In Africa, much of Asia and South America the greatest threat to rivers is deforestation. Vegetation acts like a sponge. It absorbs the rain and lets it out drop by drop. This either permeates the earth to form valuable underground reservoirs, or trickles down to form streams that merge into rivers. When people cut down trees you can imagine what happens. The entire catchment area turns into a desert and the river literally dries up and disappears. When rain does occasionally fall it briefly resumes its existence as the water rushes in a great flood back down to the sea, carrying with it huge amounts of top soil and causing severe erosion, benefiting no one.
Thus, to take just one example, cutting trees in mountainous Nepal kills people in low-lying Bangladesh on a regular basis.
When a river dies so does the entire eco system. Plants, fish, birds and animals, even people lose their habitat and disappear. It is a disaster on an unimaginable scale, comparable to the worst nuclear war. The Sabi River in Zimbabwe (Rio Save in Mozambique) was once so wide and uncrossable all year round that a huge bridge, it was decided, was needed. The engineer who designed Sydney Harbour Bridge in Australia was engaged and the result was an almost identical steel suspension bridge, very impressive in the middle of Africa. Birchenough Bridge now spans a wide sandy waterless riverbed. It looks like its famous twin plonked in the middle of the Sahara. A paradise teeming with hippos and crocodiles has vanished. All that is left are poverty stricken people and goats.
Imagine if all the money spent on weapons, new airports, football stadiums, motorways and presidents’ palaces was redirected to helping people like that manage their resources properly! But no - we remain hell bent on self-destruction, which we call "development".
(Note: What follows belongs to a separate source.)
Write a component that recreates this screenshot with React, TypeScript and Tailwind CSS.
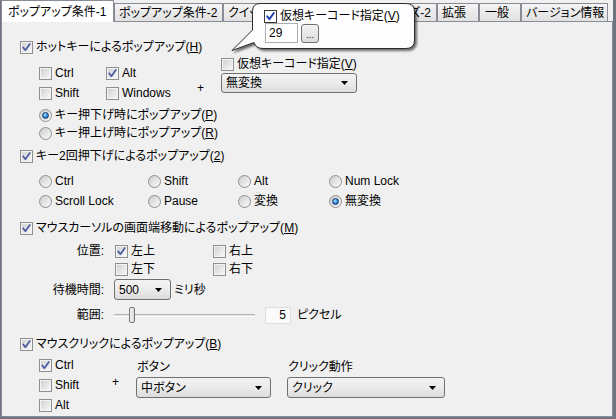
import React from "react";

// Windows 7 風の設定ダイアログ（ポップアップ条件タブ）

type Kid = { children?: React.ReactNode };

function Box({ checked = false, bright = false }: { checked?: boolean; bright?: boolean }) {
  return (
    <span
      className={
        bright
          ? "relative inline-flex h-[13px] w-[13px] shrink-0 border border-[#3a3a3a] bg-white"
          : "relative inline-flex h-[13px] w-[13px] shrink-0 border border-[#8e8f8f] bg-[#f4f4f4] p-px"
      }
    >
      {!bright && <span className="h-full w-full bg-gradient-to-br from-[#d2d2d2] to-[#f7f7f7]" />}
      {checked && (
        <svg className="absolute left-0 top-0" width="11" height="11" viewBox="0 0 11 11">
          <path
            d="M2.2 5.4 L4.4 8.2 L8.8 2"
            fill="none"
            stroke={bright ? "#1f3fb0" : "#4a5aa0"}
            strokeWidth={bright ? 2 : 1.7}
            strokeLinecap="round"
            strokeLinejoin="round"
          />
        </svg>
      )}
    </span>
  );
}

function Radio({ checked = false }: { checked?: boolean }) {
  return (
    <span className="inline-flex h-[13px] w-[13px] shrink-0 items-center justify-center rounded-full border border-[#8e8f8f] bg-gradient-to-br from-[#cdcdcd] to-[#fbfbfb]">
      {checked && (
        <span className="h-[7px] w-[7px] rounded-full border border-[#1b3b66] bg-[radial-gradient(circle_at_40%_35%,#a8e4ff,#2a86d8_55%,#0d4b8e)]" />
      )}
    </span>
  );
}

function Check({ checked, children, bright }: Kid & { checked?: boolean; bright?: boolean }) {
  return (
    <span className="inline-flex items-center gap-[3px] whitespace-nowrap">
      <Box checked={checked} bright={bright} />
      <span>{children}</span>
    </span>
  );
}

function Opt({ checked, children }: Kid & { checked?: boolean }) {
  return (
    <span className="inline-flex items-center gap-[3px] whitespace-nowrap">
      <Radio checked={checked} />
      <span>{children}</span>
    </span>
  );
}

function Arrow() {
  return (
    <svg width="7" height="4" viewBox="0 0 7 4" className="shrink-0">
      <path d="M0 0H7L3.5 4Z" fill="#000" />
    </svg>
  );
}

function Combo({ value, className }: { value: string; className: string }) {
  return (
    <div
      className={
        "flex items-center justify-between rounded-[3px] border border-[#707070] bg-gradient-to-b from-[#f3f3f3] via-[#ebebeb] to-[#dcdcdc] pl-[4px] pr-[8px] " +
        className
      }
    >
      <span className="whitespace-nowrap">{value}</span>
      <Arrow />
    </div>
  );
}

function Tab({ label, className }: { label: string; className: string }) {
  return (
    <div
      className={
        "flex h-[18px] items-center overflow-hidden whitespace-nowrap border border-b-0 border-[#898c95] bg-gradient-to-b from-[#f4f4f4] to-[#e1e1e1] " +
        className
      }
    >
      {label}
    </div>
  );
}

function Balloon() {
  return (
    <div className="absolute left-[226px] top-0 h-[58px] w-[196px]">
      <svg
        className="absolute left-0 top-0 drop-shadow-[2px_2px_1px_rgba(0,0,0,0.55)]"
        width="196"
        height="58"
        viewBox="0 0 196 58"
      >
        <path
          d="M33 3.5 H179 Q187.5 3.5 187.5 11.5 V40 Q187.5 48.5 179 48.5 H36 Q29 48.5 27 42.5 L5 50.5 L25.5 30 V11.5 Q25.5 3.5 33 3.5 Z"
          fill="#fdfdfd"
          stroke="#2b2b2b"
          strokeWidth="1"
        />
      </svg>
      <div className="absolute left-[37px] top-[9px] flex flex-col">
        <div className="flex h-[14px] items-center">
          <Check checked bright>
            仮想キーコード指定(<u>V</u>)
          </Check>
        </div>
        <div className="flex h-[20px] items-center">
          <div className="ml-px flex h-[20px] w-[33px] items-center border border-[#abadb3] bg-white pl-[3px]">29</div>
          <div className="ml-[3px] flex h-[19px] w-[18px] items-end justify-center rounded-[3px] border border-[#707070] bg-gradient-to-b from-[#f3f3f3] to-[#dcdcdc] pb-[2px] text-[9px] leading-none">
            ...
          </div>
        </div>
      </div>
    </div>
  );
}

export default function App() {
  return (
    <div className="relative flex h-[419px] w-[616px] flex-col overflow-hidden border-b-2 border-l border-r-[3px] border-[#6f7480] bg-[#f0f0f0] font-['Liberation_Sans','Noto_Sans_CJK_JP',sans-serif] text-[12px] leading-[16px] text-black [font-feature-settings:'palt']">
      {/* タブ */}
      <div className="flex h-[21px] shrink-0 items-end">
        <div className="relative z-10 -mb-px flex h-[22px] w-[113px] items-center border border-b-0 border-[#898c95] bg-white pl-[6px] whitespace-nowrap">
          ポップアップ条件-1
        </div>
        <Tab label="ポップアップ条件-2" className="w-[109px] pl-[4px]" />
        <Tab label="クイック" className="w-[100px] pl-[4px]" />
        <Tab label="サイズ-2" className="w-[114px] justify-end pr-[5px]" />
        <Tab label="拡張" className="w-[42px] pl-[4px]" />
        <Tab label="一般" className="w-[42px] pl-[5px]" />
        <Tab label="バージョン情報" className="w-[87px] pl-[4px]" />
      </div>

      {/* パネル */}
      <div className="flex flex-1 flex-col border border-[#898c95] bg-[#f0f0f0] pl-[18px]">
        <div className="mt-[17px] flex h-[16px] items-center">
          <Check checked>
            ホットキーによるポップアップ(<u>H</u>)
          </Check>
        </div>

        <div className="flex h-[48px]">
          <div className="ml-[19px] grid w-[157px] grid-cols-[67px_auto] content-start pt-[8px]">
            <div className="flex h-[20px] items-center"><Check>Ctrl</Check></div>
            <div className="flex h-[20px] items-center"><Check checked>Alt</Check></div>
            <div className="flex h-[20px] items-center"><Check>Shift</Check></div>
            <div className="flex h-[20px] items-center"><Check>Windows</Check></div>
          </div>
          <div className="w-[25px] pl-[1px] pt-[25px]">+</div>
          <div className="flex flex-col pt-[1px]">
            <div className="flex h-[16px] items-center">
              <Check>
                仮想キーコード指定(<u>V</u>)
              </Check>
            </div>
            <Combo value="無変換" className="mt-px h-[20px] w-[136px]" />
          </div>
        </div>

        <div className="ml-[19px] mt-[4px] flex h-[16px] items-center">
          <Opt checked>
            キー押下げ時にポップアップ(<u>P</u>)
          </Opt>
        </div>
        <div className="ml-[19px] mt-[2px] flex h-[16px] items-center">
          <Opt>
            キー押上げ時にポップアップ(<u>R</u>)
          </Opt>
        </div>

        <div className="mt-[7px] flex h-[16px] items-center">
          <Check checked>
            キー2回押下げによるポップアップ(<u>2</u>)
          </Check>
        </div>

        <div className="ml-[19px] mt-[8px] grid grid-cols-[109px_90px_91px_auto] gap-y-[2px]">
          <div className="flex h-[18px] items-center"><Opt>Ctrl</Opt></div>
          <div className="flex h-[18px] items-center"><Opt>Shift</Opt></div>
          <div className="flex h-[18px] items-center"><Opt>Alt</Opt></div>
          <div className="flex h-[18px] items-center"><Opt>Num Lock</Opt></div>
          <div className="flex h-[18px] items-center"><Opt>Scroll Lock</Opt></div>
          <div className="flex h-[18px] items-center"><Opt>Pause</Opt></div>
          <div className="flex h-[18px] items-center"><Opt>変換</Opt></div>
          <div className="flex h-[18px] items-center"><Opt checked>無変換</Opt></div>
        </div>

        <div className="mt-[10px] flex h-[16px] items-center">
          <Check checked>
            マウスカーソルの画面端移動によるポップアップ(<u>M</u>)
          </Check>
        </div>

        <div className="mt-[6px] grid grid-cols-[95px_98px_auto]">
          <div className="flex h-[18px] items-center justify-end pr-[11px]">位置:</div>
          <div className="flex h-[18px] items-center"><Check checked>左上</Check></div>
          <div className="flex h-[18px] items-center"><Check>右上</Check></div>
          <div className="h-[18px]" />
          <div className="flex h-[18px] items-center"><Check>左下</Check></div>
          <div className="flex h-[18px] items-center"><Check>右下</Check></div>
        </div>

        <div className="mt-px flex h-[21px] items-center">
          <div className="w-[94px] pr-[10px] text-right">待機時間:</div>
          <Combo value="500" className="h-[21px] w-[57px]" />
          <span className="ml-[3px]">ミリ秒</span>
        </div>

        <div className="mt-[7px] flex h-[16px] items-center">
          <div className="w-[94px] pr-[10px] text-right">範囲:</div>
          <div className="relative flex h-[16px] w-[141px] items-center">
            <div className="h-[3px] w-full border-y border-t-[#b5b5b5] border-b-white bg-[#e3e3e3]" />
            <div className="absolute left-[15px] top-0 h-[16px] w-[6px] rounded-[2px] border border-[#767676] bg-gradient-to-r from-[#f5f5f5] to-[#d9d9d9]" />
          </div>
          <div className="ml-[10px] flex h-[17px] w-[26px] items-center justify-end border border-[#dedede] bg-[#fafafa] pr-[4px]">5</div>
          <span className="ml-[6px]">ピクセル</span>
        </div>

        <div className="mt-[13px] flex h-[16px] items-center">
          <Check checked>
            マウスクリックによるポップアップ(<u>B</u>)
          </Check>
        </div>

        <div className="mt-[3px] flex">
          <div className="ml-[19px] flex w-[70px] flex-col">
            <div className="flex h-[20px] items-center"><Check checked>Ctrl</Check></div>
            <div className="flex h-[20px] items-center"><Check>Shift</Check></div>
            <div className="flex h-[20px] items-center"><Check>Alt</Check></div>
          </div>
          <div className="w-[27px] pl-[3px] pt-[19px]">+</div>
          <div className="flex flex-col pt-[4px]">
            <div className="h-[16px] pl-px">ボタン</div>
            <Combo value="中ボタン" className="mt-[2px] h-[21px] w-[135px]" />
          </div>
          <div className="ml-[16px] flex flex-col pt-[4px]">
            <div className="h-[16px] pl-px">クリック動作</div>
            <Combo value="クリック" className="mt-[2px] h-[21px] w-[158px]" />
          </div>
        </div>
      </div>

      <Balloon />
    </div>
  );
}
We have known for years that the problems large dams cause far outweigh the advantages. Dams may provide a good source of hydroelectric power but the damage they do to the ecosystem of the river is immeasurable. The Aswan Dam on the Nile is a good example. Before it was built the Nile regularly flooded, depositing rich silt along its banks, which then provided fertile soil for agriculture when it subsided. Now, because of the dam, the water level is controlled all year round and this does not happen. People resort to artificial fertilisers for their crops. These in turn get back into the river and pollute it. Before the dam was built there was a flourishing sardine industry in the Nile Delta, where it flows into the Mediterranean. The sardines fed on all the rich food brought down by the river. Now that industry no longer exists, along with the sardines and all the other marine life that once thrived there. And there are similar cases all over the world.
Local people are always the ones with the most to lose, and the least power to do anything about these enormous projects. When the Kariba dam was built in the 1950's the Batonka, who lived along the Zambesi, were moved to a dry, barren place where they had to change from being fishermen to farmers. They lost their entire livelihood, way of life and culture and have virtually ceased to exist as a tribe. Their descendants however still remember the terrible curse that Nyaminyami the River God put on the dam. And they wait for the day when Nyaminyami will rise again to destroy it, causing an earthquake and a flood of biblical proportions, wiping out the whole of modern Zimbabwe (and poor Mozambique which has the misfortune to lie downstream).
Rivers can unite or divide people and countries in many ways, and there are often severe tensions between countries which share a river. When the Ataturk Dam was built on the Euphrates in Turkey it immediately raised fears downstream in Syria and Iraq for their water supply. Similar tensions exist between Egypt, Sudan and Ethiopia over the Nile and politicians shamelessly exploit the situation for their own purposes. Yet these countries have to co-operate or die. There are predictions of wars over water in the future. That may very well happen, but even the winners of those wars will be losers when the water they have fought so hard over dries up completely.
Water is life. We need to think about every drop we use, and the consequences of every single thing we do that may endanger it. Do you really have to use detergent to wash your clothes? Ordinary biodegradable soap may not make your shirts really white but they will be perfectly clean. Just not dazzling white. Can't you wear some other colour? The state of our rivers reflects not only the state of our entire planet but the state of our states of mind. If rivers are sick it is because we are mentally so.
* quote from Rudyard Kipling's Just So Stories.
** “Moon River” from the film Breakfast at Tiffany’s. Music by Henry Mancini, lyrics by Johnny Mercer.